Where would we be without Ziploc bags?

What other household inventions are almost a must for us in the field? Baby wipes immediately come to mind. Any others?


----------



## armyvern (5 Nov 2005)

Armymedic said:
			
		

> What other household inventions are almost a must for us in the field? Baby wipes immediately come to mind. Any others?


I read the topic heading and was going to post, that from a female perspective Baby wipes pulled a pretty close second place!! Then I opened up and found you had them covered. Yes, baby wipes, a girl's best friend!!


----------



## Old Ranger (5 Nov 2005)

Doesn't Ziploc now make various travel bags?
(larger ones to go inside rucks, duffles etc....just to clarify)
(for keeping clothes dry, or the smell contained)


----------



## COBRA-6 (12 Nov 2005)

Ziplock bags are the soldier's best friend in the field. I've gone through so many I should have shares in the company... keeps what should be kept out, out, and what should be kept in, in. Good idea gun-taping them though, never thought of that one...

Baby wipes and Wet Ones seem to be made for the Army... combine them with Gold Bond and you're good to go...  

I love zip-ties of all sizes, from tiny ones that keep kit where it should be, to huge ones that could restrain the Hulk, an assortment of zip-ties has come in very handy more than once...

Anything else??


----------



## Bzzliteyr (19 Nov 2005)

I got some of those travel bags off the shopping channel, they are great.. some work by rolling, some work with a vaccum.  "space bag" is the name you want to look for, they sell some at Wal-mart.. camping section.. 2 to a box.  I ordered a bundle for $30ish on TSC.com.


----------



## Daidalous (19 Nov 2005)

A another good one is your own roll of TP.  You never know when the rocket house will run out.


----------



## Cpl4Life (19 Nov 2005)

I second the ziplock bags.  But have you noticed the quality of the plastic has been declining?  I just purchased some new ones a few months ago and compared them to the old ones I have in my pack (the old ones are at least 4 yrs old) and the new ones seem really cheap.  So if anyone has some old ones make sure you hang onto them (if your wife wants some to freeze her jam or something make sure you make her use the NEW ones).


----------



## Old Ranger (19 Nov 2005)

The Frezzer ones are more durable.


----------



## Big Foot (19 Nov 2005)

Those little carabiners seem to be pretty useful, too. I mean, this summer I found I had all sorts of stuff I wanted quick access to snap-linked to the yoke of my webbing.


----------



## Armymedic (19 Nov 2005)

Big Foot said:
			
		

> Those little carabiners seem to be pretty useful, too. I mean, this summer I found I had all sorts of stuff I wanted quick access to snap-linked to the yoke of my webbing.



Oh heck yes. Home Hardware here is Pembroke has been selling them for a couple years.

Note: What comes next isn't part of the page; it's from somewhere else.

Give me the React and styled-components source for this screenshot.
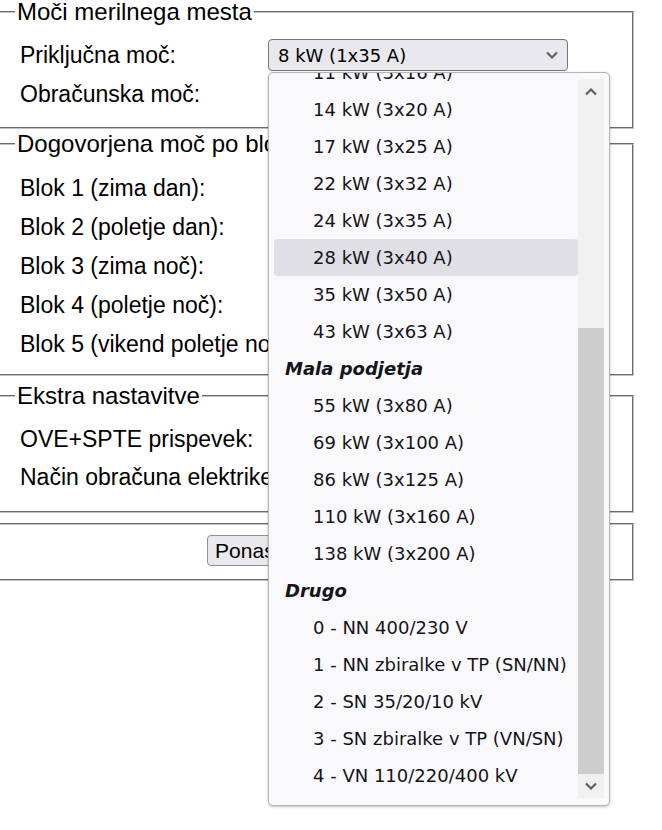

Now 3 RCR has puchased a whole wack and issued 2 per person.

We put one in each loop on the shoulders of the TV. Last week I used one to hold a micro light and a lighter on my pant loops right beside the Leatherman in the field. Worked great as I didn't have to dig thru pockets to get them out.


----------



## COBRA-6 (20 Nov 2005)

Carabiners! There's one type of sports drink that comes with a carabiner on each bottle, I forget the name, but a cheap way to get them... 

Speaking of carabiners, I find the best way to carry my helmet when not wearing it is to make a small paracord loop at the rear of the helmet harness where the screw is (after re-enforcing it with a washer so it doesn't pull through the leather) and clip that to a carabiner on the left side of my tac vest. Easy to get to and it doesn't flop around too much...


----------



## teltech (20 Nov 2005)

Mike_R23A said:
			
		

> I find the best way to carry my helmet when not wearing it is to make a small paracord loop at the rear of the helmet harness where the screw is (after re-enforcing it with a washer so it doesn't pull through the leather) and clip that to a carabiner on the left side of my tac vest. Easy to get to and it doesn't flop around too much...

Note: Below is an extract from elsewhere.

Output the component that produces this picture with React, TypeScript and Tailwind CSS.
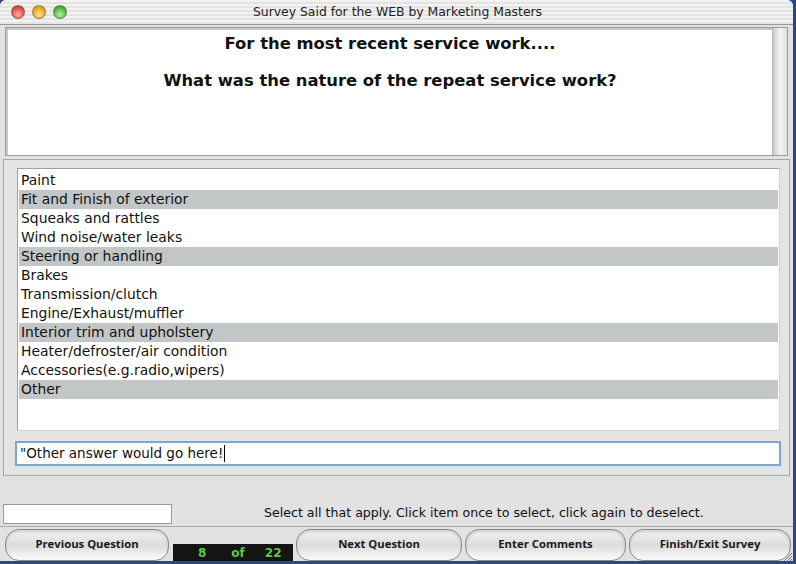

AAAARRGH! Unauthorized kit mod!!! ;D
I may have to just do that...


----------



## Peace (20 Nov 2005)

I found that Q-Tips were always pretty good in the Field but i haven't masted how to keep them dry and unbroken... prolly just  a ziplock away....  and gold bond is awesome for  chafage.


----------



## George Wallace (20 Nov 2005)

Peace said:
			
		

> ....   and gold bond is awesome for   chafage.


Never been too much into powders....take up valuable space (for other things)......Now, SPANDEX.......since getting some Spandex shorts, the problems with chaffing have been non-existant.  I think that thought may have come into play with the new CF unisex underwear.

Another piece of kit I became quite attached to was a cheap $1.99 Exacto knife to carry in my pocket.  When the blade got dull, just snap it off and keep going.  Good for opening up IMPs length-wise and other odd tasks.  

A cheap pair of four inch Dags to keep in your pocket to cut wire and the zap straps on your laundry bags.


----------



## geo (20 Nov 2005)

Tie wraps & gun tape are some all time favorites.


----------



## Old Ranger (20 Nov 2005)

Bzzliteyr said:
			
		

> I got some of those travel bags off the shopping channel, they are great, some work with a vaccum.   "space bag"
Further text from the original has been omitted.